### STATED EXERCISE
Leave out the pictures and repeat the data exactly.

### STORED DATA
━━━━━━━━

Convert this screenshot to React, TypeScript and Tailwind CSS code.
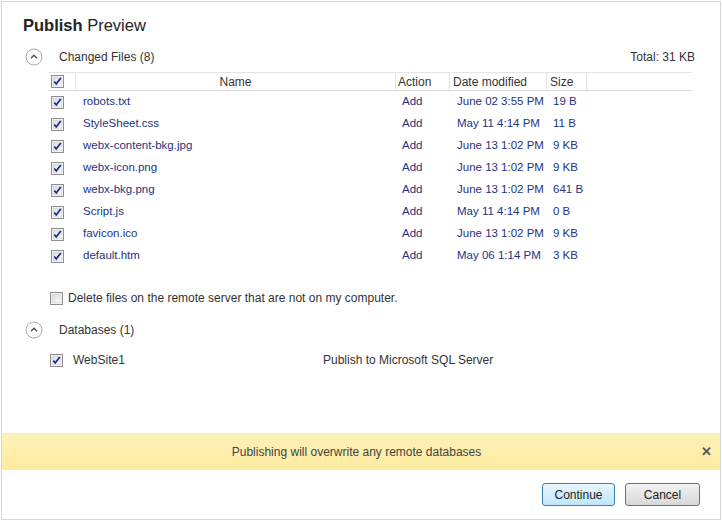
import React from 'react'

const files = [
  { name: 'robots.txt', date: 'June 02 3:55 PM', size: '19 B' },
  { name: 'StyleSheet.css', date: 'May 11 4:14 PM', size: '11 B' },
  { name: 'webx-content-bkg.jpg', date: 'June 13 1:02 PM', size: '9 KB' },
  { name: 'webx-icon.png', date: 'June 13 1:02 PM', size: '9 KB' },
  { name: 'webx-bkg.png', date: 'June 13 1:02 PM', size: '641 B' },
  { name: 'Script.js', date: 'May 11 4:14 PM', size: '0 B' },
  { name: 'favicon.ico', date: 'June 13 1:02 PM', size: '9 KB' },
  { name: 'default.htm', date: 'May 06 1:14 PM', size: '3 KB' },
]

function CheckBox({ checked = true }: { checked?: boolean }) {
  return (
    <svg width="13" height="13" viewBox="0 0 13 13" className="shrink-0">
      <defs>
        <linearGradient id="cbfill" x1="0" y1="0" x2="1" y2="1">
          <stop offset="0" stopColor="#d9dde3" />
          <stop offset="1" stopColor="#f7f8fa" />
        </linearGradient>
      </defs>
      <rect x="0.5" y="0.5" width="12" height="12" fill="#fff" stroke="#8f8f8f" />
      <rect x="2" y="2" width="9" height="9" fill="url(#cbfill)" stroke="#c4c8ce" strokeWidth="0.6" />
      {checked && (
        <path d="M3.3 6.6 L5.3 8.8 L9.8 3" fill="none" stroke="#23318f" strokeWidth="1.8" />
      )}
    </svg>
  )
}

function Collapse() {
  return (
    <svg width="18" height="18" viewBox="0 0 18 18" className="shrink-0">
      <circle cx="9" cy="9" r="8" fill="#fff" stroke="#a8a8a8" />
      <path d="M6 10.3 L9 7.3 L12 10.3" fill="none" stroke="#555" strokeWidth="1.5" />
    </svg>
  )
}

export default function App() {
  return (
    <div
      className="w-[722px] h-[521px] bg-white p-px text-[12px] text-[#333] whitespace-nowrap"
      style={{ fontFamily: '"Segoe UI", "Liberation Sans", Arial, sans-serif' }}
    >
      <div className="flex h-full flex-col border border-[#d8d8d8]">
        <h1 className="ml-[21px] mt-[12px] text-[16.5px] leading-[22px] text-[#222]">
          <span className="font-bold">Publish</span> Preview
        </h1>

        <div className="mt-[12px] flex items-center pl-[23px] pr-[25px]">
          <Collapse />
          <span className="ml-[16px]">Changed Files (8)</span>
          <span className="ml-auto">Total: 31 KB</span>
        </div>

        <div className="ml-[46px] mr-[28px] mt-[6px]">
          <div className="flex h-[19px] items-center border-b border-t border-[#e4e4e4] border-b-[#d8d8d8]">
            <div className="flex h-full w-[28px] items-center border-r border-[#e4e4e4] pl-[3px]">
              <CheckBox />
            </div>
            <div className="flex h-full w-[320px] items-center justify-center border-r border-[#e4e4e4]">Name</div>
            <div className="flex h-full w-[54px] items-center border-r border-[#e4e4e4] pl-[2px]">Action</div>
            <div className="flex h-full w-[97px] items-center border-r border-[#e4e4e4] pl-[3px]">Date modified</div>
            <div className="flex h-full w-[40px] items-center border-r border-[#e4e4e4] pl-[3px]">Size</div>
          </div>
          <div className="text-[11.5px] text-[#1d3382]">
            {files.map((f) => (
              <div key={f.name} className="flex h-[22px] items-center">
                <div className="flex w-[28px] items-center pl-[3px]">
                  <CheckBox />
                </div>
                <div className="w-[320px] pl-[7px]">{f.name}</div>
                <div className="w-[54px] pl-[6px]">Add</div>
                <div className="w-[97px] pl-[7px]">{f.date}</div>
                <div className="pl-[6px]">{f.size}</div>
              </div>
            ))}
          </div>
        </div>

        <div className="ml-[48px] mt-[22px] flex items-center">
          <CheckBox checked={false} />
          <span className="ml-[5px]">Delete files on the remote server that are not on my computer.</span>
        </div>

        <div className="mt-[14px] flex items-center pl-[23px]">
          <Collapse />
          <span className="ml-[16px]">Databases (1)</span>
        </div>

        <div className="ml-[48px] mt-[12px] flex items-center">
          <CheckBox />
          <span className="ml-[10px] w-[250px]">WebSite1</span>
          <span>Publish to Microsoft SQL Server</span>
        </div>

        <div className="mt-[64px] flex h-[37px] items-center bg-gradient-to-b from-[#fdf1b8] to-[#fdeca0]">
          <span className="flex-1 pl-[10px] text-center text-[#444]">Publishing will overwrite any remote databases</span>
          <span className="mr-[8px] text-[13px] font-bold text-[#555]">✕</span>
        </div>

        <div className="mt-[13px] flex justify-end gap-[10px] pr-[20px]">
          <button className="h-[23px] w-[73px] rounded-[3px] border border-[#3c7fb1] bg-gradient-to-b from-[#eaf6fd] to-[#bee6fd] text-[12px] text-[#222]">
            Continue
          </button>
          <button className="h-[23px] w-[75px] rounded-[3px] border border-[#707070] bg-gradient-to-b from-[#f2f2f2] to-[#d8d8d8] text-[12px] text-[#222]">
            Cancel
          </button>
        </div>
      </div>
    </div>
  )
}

━━━━━━━━

### THE RESPONSE
Convert this screenshot to React, TypeScript and Tailwind CSS code.
import React from 'react'

const files = [
  { name: 'robots.txt', date: 'June 02 3:55 PM', size: '19 B' },
  { name: 'StyleSheet.css', date: 'May 11 4:14 PM', size: '11 B' },
  { name: 'webx-content-bkg.jpg', date: 'June 13 1:02 PM', size: '9 KB' },
  { name: 'webx-icon.png', date: 'June 13 1:02 PM', size: '9 KB' },
  { name: 'webx-bkg.png', date: 'June 13 1:02 PM', size: '641 B' },
  { name: 'Script.js', date: 'May 11 4:14 PM', size: '0 B' },
  { name: 'favicon.ico', date: 'June 13 1:02 PM', size: '9 KB' },
  { name: 'default.htm', date: 'May 06 1:14 PM', size: '3 KB' },
]

function CheckBox({ checked = true }: { checked?: boolean }) {
  return (
    <svg width="13" height="13" viewBox="0 0 13 13" className="shrink-0">
      <defs>
        <linearGradient id="cbfill" x1="0" y1="0" x2="1" y2="1">
          <stop offset="0" stopColor="#d9dde3" />
          <stop offset="1" stopColor="#f7f8fa" />
        </linearGradient>
      </defs>
      <rect x="0.5" y="0.5" width="12" height="12" fill="#fff" stroke="#8f8f8f" />
      <rect x="2" y="2" width="9" height="9" fill="url(#cbfill)" stroke="#c4c8ce" strokeWidth="0.6" />
      {checked && (
        <path d="M3.3 6.6 L5.3 8.8 L9.8 3" fill="none" stroke="#23318f" strokeWidth="1.8" />
      )}
    </svg>
  )
}

function Collapse() {
  return (
    <svg width="18" height="18" viewBox="0 0 18 18" className="shrink-0">
      <circle cx="9" cy="9" r="8" fill="#fff" stroke="#a8a8a8" />
      <path d="M6 10.3 L9 7.3 L12 10.3" fill="none" stroke="#555" strokeWidth="1.5" />
    </svg>
  )
}

export default function App() {
  return (
    <div
      className="w-[722px] h-[521px] bg-white p-px text-[12px] text-[#333] whitespace-nowrap"
      style={{ fontFamily: '"Segoe UI", "Liberation Sans", Arial, sans-serif' }}
    >
      <div className="flex h-full flex-col border border-[#d8d8d8]">
        <h1 className="ml-[21px] mt-[12px] text-[16.5px] leading-[22px] text-[#222]">
          <span className="font-bold">Publish</span> Preview
        </h1>

        <div className="mt-[12px] flex items-center pl-[23px] pr-[25px]">
          <Collapse />
          <span className="ml-[16px]">Changed Files (8)</span>
          <span className="ml-auto">Total: 31 KB</span>
        </div>

        <div className="ml-[46px] mr-[28px] mt-[6px]">
          <div className="flex h-[19px] items-center border-b border-t border-[#e4e4e4] border-b-[#d8d8d8]">
            <div className="flex h-full w-[28px] items-center border-r border-[#e4e4e4] pl-[3px]">
              <CheckBox />
            </div>
            <div className="flex h-full w-[320px] items-center justify-center border-r border-[#e4e4e4]">Name</div>
            <div className="flex h-full w-[54px] items-center border-r border-[#e4e4e4] pl-[2px]">Action</div>
            <div className="flex h-full w-[97px] items-center border-r border-[#e4e4e4] pl-[3px]">Date modified</div>
            <div className="flex h-full w-[40px] items-center border-r border-[#e4e4e4] pl-[3px]">Size</div>
          </div>
          <div className="text-[11.5px] text-[#1d3382]">
            {files.map((f) => (
              <div key={f.name} className="flex h-[22px] items-center">
                <div className="flex w-[28px] items-center pl-[3px]">
                  <CheckBox />
                </div>
                <div className="w-[320px] pl-[7px]">{f.name}</div>
                <div className="w-[54px] pl-[6px]">Add</div>
                <div className="w-[97px] pl-[7px]">{f.date}</div>
                <div className="pl-[6px]">{f.size}</div>
              </div>
            ))}
          </div>
        </div>

        <div className="ml-[48px] mt-[22px] flex items-center">
          <CheckBox checked={false} />
          <span className="ml-[5px]">Delete files on the remote server that are not on my computer.</span>
        </div>

        <div className="mt-[14px] flex items-center pl-[23px]">
          <Collapse />
          <span className="ml-[16px]">Databases (1)</span>
        </div>

        <div className="ml-[48px] mt-[12px] flex items-center">
          <CheckBox />
          <span className="ml-[10px] w-[250px]">WebSite1</span>
          <span>Publish to Microsoft SQL Server</span>
        </div>

        <div className="mt-[64px] flex h-[37px] items-center bg-gradient-to-b from-[#fdf1b8] to-[#fdeca0]">
          <span className="flex-1 pl-[10px] text-center text-[#444]">Publishing will overwrite any remote databases</span>
          <span className="mr-[8px] text-[13px] font-bold text-[#555]">✕</span>
        </div>

        <div className="mt-[13px] flex justify-end gap-[10px] pr-[20px]">
          <button className="h-[23px] w-[73px] rounded-[3px] border border-[#3c7fb1] bg-gradient-to-b from-[#eaf6fd] to-[#bee6fd] text-[12px] text-[#222]">
            Continue
          </button>
          <button className="h-[23px] w-[75px] rounded-[3px] border border-[#707070] bg-gradient-to-b from-[#f2f2f2] to-[#d8d8d8] text-[12px] text-[#222]">
            Cancel
          </button>
        </div>
      </div>
    </div>
  )
}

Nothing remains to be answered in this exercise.